Discovering a 3 part Elan Lee interview, part of the WorkBook Project, gives me a good excuse to revisit his TEDxSeattle talk on the evolution of storytelling, specifically as it relates to transmedia. Elan is one of the creators of The Beast, considered by many the very first Alternate Reality Game (ARG).

From Part I of the interview:

In the early stages of exploration, the identity of something new is not yet understood or established, so we use the language of the past to intellectually encompass the future. Even further, we use the symbols of the past to iterate what we think will be the future. 

We develop vast universes, profound characters, world changing events, the elements of which are constructed in the same way that we acquire narratives in our “real” lives – we see newspaper headlines, watch video clips, monitor facebook pages, and repost twitter feeds. There’s nothing about these activities that appear non-linear or disconnected, and yet, when we make up a story that is absorbed and distributed in these ways, it becomes somehow less easily understood, even though the behaviors stay the same.

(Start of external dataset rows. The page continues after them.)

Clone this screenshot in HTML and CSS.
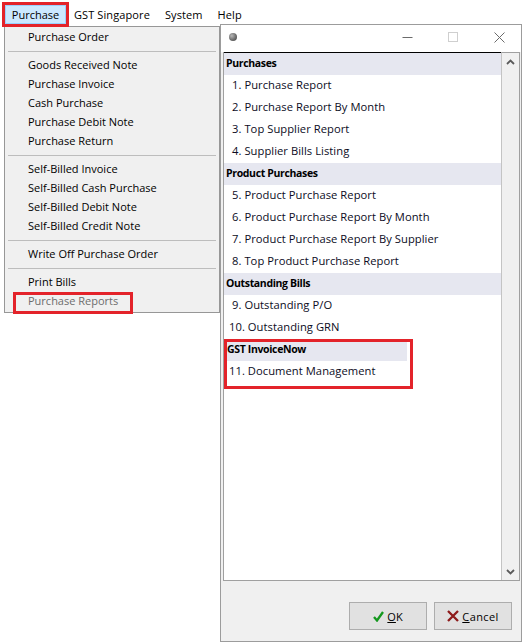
FILE: index.html
```html
<!DOCTYPE html>
<html>
<head>
<meta charset="utf-8">
<link rel="stylesheet" href="styles.css">
</head>
<body>
<div class="screen">
  <nav class="menubar">
    <div class="mb-active"><span class="mb-hl">Purchase</span></div>
    <div class="mb-item first">GST Singapore</div>
    <div class="mb-item">System</div>
    <div class="mb-item">Help</div>
  </nav>

  <ul class="dropdown">
    <li class="mi">Purchase Order</li>
    <li class="sep"></li>
    <li class="mi">Goods Received Note</li>
    <li class="mi">Purchase Invoice</li>
    <li class="mi">Cash Purchase</li>
    <li class="mi">Purchase Debit Note</li>
    <li class="mi">Purchase Return</li>
    <li class="sep"></li>
    <li class="mi">Self-Billed Invoice</li>
    <li class="mi">Self-Billed Cash Purchase</li>
    <li class="mi">Self-Billed Debit Note</li>
    <li class="mi">Self-Billed Credit Note</li>
    <li class="sep"></li>
    <li class="mi">Write Off Purchase Order</li>
    <li class="sep"></li>
    <li class="mi">Print Bills</li>
    <li class="mi disabled"><span class="annot-menu"></span>Purchase Reports</li>
  </ul>

  <section class="dialog">
    <header class="titlebar">
      <span class="dot"></span>
      <span class="spacer"></span>
      <span class="cap">
        <svg width="11" height="11" viewBox="0 0 11 11"><path d="M0.5 5.5 H10.5" stroke="#6b6b6b" stroke-width="1" fill="none"/></svg>
      </span>
      <span class="cap">
        <svg width="11" height="11" viewBox="0 0 11 11"><rect x="0.5" y="0.5" width="9" height="9" stroke="#cfcfcf" stroke-width="1" fill="none"/></svg>
      </span>
      <span class="cap">
        <svg width="11" height="11" viewBox="0 0 11 11"><path d="M0.5 0.5 L10.5 10.5 M10.5 0.5 L0.5 10.5" stroke="#6b6b6b" stroke-width="1" fill="none"/></svg>
      </span>
    </header>

    <div class="listbox">
      <div class="list">
        <div class="grp">Purchases</div>
        <div class="row">1. Purchase Report</div>
        <div class="row">2. Purchase Report By Month</div>
        <div class="row">3. Top Supplier Report</div>
        <div class="row">4. Supplier Bills Listing</div>
        <div class="grp">Product Purchases</div>
        <div class="row">5. Product Purchase Report</div>
        <div class="row">6. Product Purchase Report By Month</div>
        <div class="row">7. Product Purchase Report By Supplier</div>
        <div class="row">8. Top Product Purchase Report</div>
        <div class="grp">Outstanding Bills</div>
        <div class="row">9. Outstanding P/O</div>
        <div class="row wide">10. Outstanding GRN</div>
        <div class="annot-group">
          <div class="grp short">GST InvoiceNow</div>
          <div class="row wide">11. Document Management</div>
        </div>
      </div>
      <div class="scroll">
        <span class="arrow">
          <svg width="9" height="6" viewBox="0 0 9 6"><path d="M1 5 L4.5 1.5 L8 5" stroke="#5a5a5a" stroke-width="1.8" fill="none"/></svg>
        </span>
        <span class="arrow">
          <svg width="9" height="6" viewBox="0 0 9 6"><path d="M1 1 L4.5 4.5 L8 1" stroke="#5a5a5a" stroke-width="1.8" fill="none"/></svg>
        </span>
      </div>
    </div>

    <footer class="buttons">
      <button class="btn">
        <svg width="11" height="11" viewBox="0 0 11 11"><path d="M1 6 L4 9.5 L10 1" stroke="#14981e" stroke-width="2.3" fill="none"/></svg>
        <span><u>O</u>K</span>
      </button>
      <button class="btn">
        <svg width="12" height="12" viewBox="0 0 12 12"><path d="M1 1 L11 11 M11 1 L1 11" stroke="#8e1b1b" stroke-width="2.3" fill="none"/></svg>
        <span class="wide-text"><u>C</u>ancel</span>
      </button>
    </footer>
  </section>
</div>
</body>
</html>
```

FILE: styles.css
```css
* {
  box-sizing: border-box;
  margin: 0;
  padding: 0;
}

html, body {
  width: 524px;
  height: 643px;
  overflow: hidden;
  background: #ffffff;
}

body {
  font-family: "Open Sans", "Noto Sans", sans-serif;
  font-size: 11px;
  color: #000000;
}

.screen {
  position: relative;
  width: 524px;
  height: 643px;
}

/* ---------- menubar ---------- */
.menubar {
  position: relative;
  z-index: 3;
  display: flex;
  align-items: flex-start;
  height: 27px;
  padding: 2px 0 0 2px;
}

.mb-active {
  border: 3px solid #e3232a;
  height: 25px;
}

.mb-hl {
  display: block;
  width: 61px;
  height: 19px;
  line-height: 18px;
  text-align: center;
  background: #cce8ff;
  border: 1px solid #99d1ff;
}

.mb-item {
  padding: 0 7px 0 8px;
  line-height: 26px;
  white-space: nowrap;
  letter-spacing: 0.1px;
}

.mb-item.first {
  padding-left: 5px;
}

/* ---------- dropdown ---------- */
.dropdown {
  position: absolute;
  z-index: 2;
  left: 4px;
  top: 26px;
  width: 216px;
  list-style: none;
  background: #f0f0f0;
  border: 1px solid #979797;
  padding: 1px 0;
}

.mi {
  position: relative;
  height: 19px;
  line-height: 17px;
  padding-left: 23px;
  white-space: nowrap;
}

.mi.disabled {
  color: #6d6d6d;
}

.sep {
  height: 0;
  margin: 4px 3px;
  border-top: 1px solid #bdbdbd;
}

.annot-menu {
  position: absolute;
  left: 8px;
  top: 0;
  width: 120px;
  height: 22px;
  border: 3px solid #e3232a;
}

/* ---------- dialog ---------- */
.dialog {
  position: absolute;
  z-index: 1;
  left: 220px;
  top: 24px;
  width: 302px;
  height: 618px;
  background: #f0f0f0;
  border: 1px solid #9c9c9c;
  display: flex;
  flex-direction: column;
}

.titlebar {
  height: 27px;
  flex: none;
  background: #ffffff;
  display: flex;
  align-items: center;
}

.dot {
  width: 8px;
  height: 8px;
  margin: 0 0 3px 8px;
  border-radius: 50%;
  background: radial-gradient(circle at 35% 35%, #b8b8b8 0%, #6e6e6e 55%, #3c3c3c 100%);
}

.spacer {
  flex: 1;
}

.cap {
  width: 46px;
  height: 27px;
  display: flex;
  align-items: center;
  justify-content: center;
  padding-bottom: 2px;
}

.cap:last-child {
  margin-right: -1px;
}

.listbox {
  flex: none;
  height: 529px;
  margin: 0 1px 0 2px;
  display: flex;
  background: #ffffff;
  border: 1px solid #a0a0a0;
  border-top: 0;
}

.list {
  flex: 1;
  border-top: 1px solid #000000;
  overflow: hidden;
}

.grp {
  height: 22px;
  line-height: 21px;
  padding-left: 2px;
  background: #e6e7f0;
  font-size: 10.5px;
  font-weight: 700;
  letter-spacing: -0.35px;
  white-space: nowrap;
}

.grp.short {
  width: 183px;
  padding-left: 3px;
}

.row {
  height: 22px;
  line-height: 20px;
  padding-left: 8px;
  font-size: 11.2px;
  letter-spacing: 0.05px;
  color: #0c0c24;
  white-space: nowrap;
}

.row.wide {
  padding-left: 5px;
}

.annot-group {
  position: relative;
}

.annot-group::after {
  content: "";
  position: absolute;
  left: 0;
  top: 0;
  width: 183px;
  height: 44px;
  border: 3px solid #e3232a;
}

.scroll {
  width: 18px;
  flex: none;
  background: #f0f0f0;
  border-left: 1px solid #c4c4c4;
  border-top: 1px solid #a0a0a0;
  display: flex;
  flex-direction: column;
  justify-content: space-between;
}

.arrow {
  height: 17px;
  display: flex;
  align-items: center;
  justify-content: center;
}

.buttons {
  display: flex;
  justify-content: flex-end;
  gap: 7px;
  margin-top: 21px;
  padding-right: 9px;
}

.btn {
  width: 78px;
  height: 28px;
  background: #e1e1e1;
  border: 1px solid #adadad;
  font-family: "Open Sans", "Noto Sans", sans-serif;
  font-size: 11px;
  color: #000000;
  display: flex;
  align-items: center;
  justify-content: center;
  gap: 3px;
}

.btn u {
  text-decoration-thickness: 1px;
  text-underline-offset: 1px;
}

.wide-text {
  letter-spacing: 0.4px;
}
```
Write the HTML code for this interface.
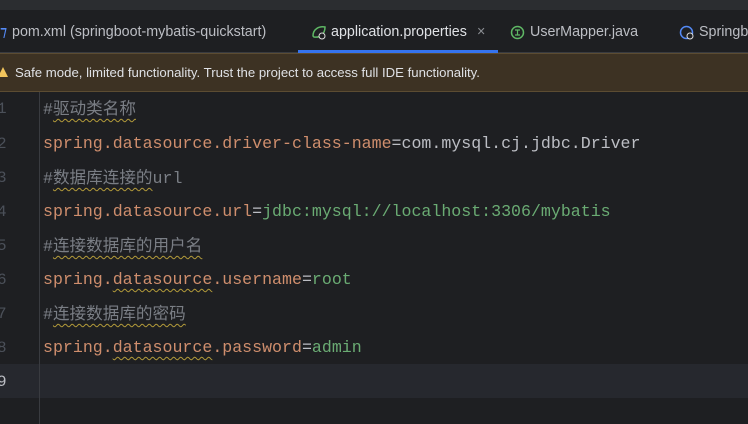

 From Part II of the interview:

So we thought, what we really need is just kind of like, the glue between those properties. So we thought, what if we built a game that didn’t actually live on any platform, it just sorta lived everywhere. And characters could call you, and characters could send you email, and the characters that you saw in one game could hop out of that game into the real world for a while, and you’d play along with them. And then they’d hop into the next game, and that’s episode two. Episode three they’re gonna hop back out into the real world, play with you, and then episode four they jump into the next Xbox game. So we built that, and we called it The Beast, because we didn’t know what else to call it and we thought it would be cool.

From Part III of the interview:

“Storytelling is still one of the most fascinating things possible for people.  It’s essential that we adapt the way we tell stories to meet the expectations of society – figure out what it means to tell stories using the internet, your cell phone, email, etc –  the fundamental act of telling stories has, and will always work.”

Transmedia isn’t a revolution, it’s the slow and ongoing adaptation of storytelling to the possibilities created by contemporary forms of media, and, more critically, “community collaboration tools like the internet.” Now that the community can participate in the story world, and stories can be consumed in real time, creators can tweak the inputs (game mechanics, characters, pacing) as the universe unfolds. The personalized, participative, on-demand experience is empowering and emotionally rewarding in an all-encompassing way, because the boundaries of the story and real life are blurred to the point of irrelevance.

 

I’ve said it before, everything is a brand, everything is media, all that people remember is the story, and we are all storytellers.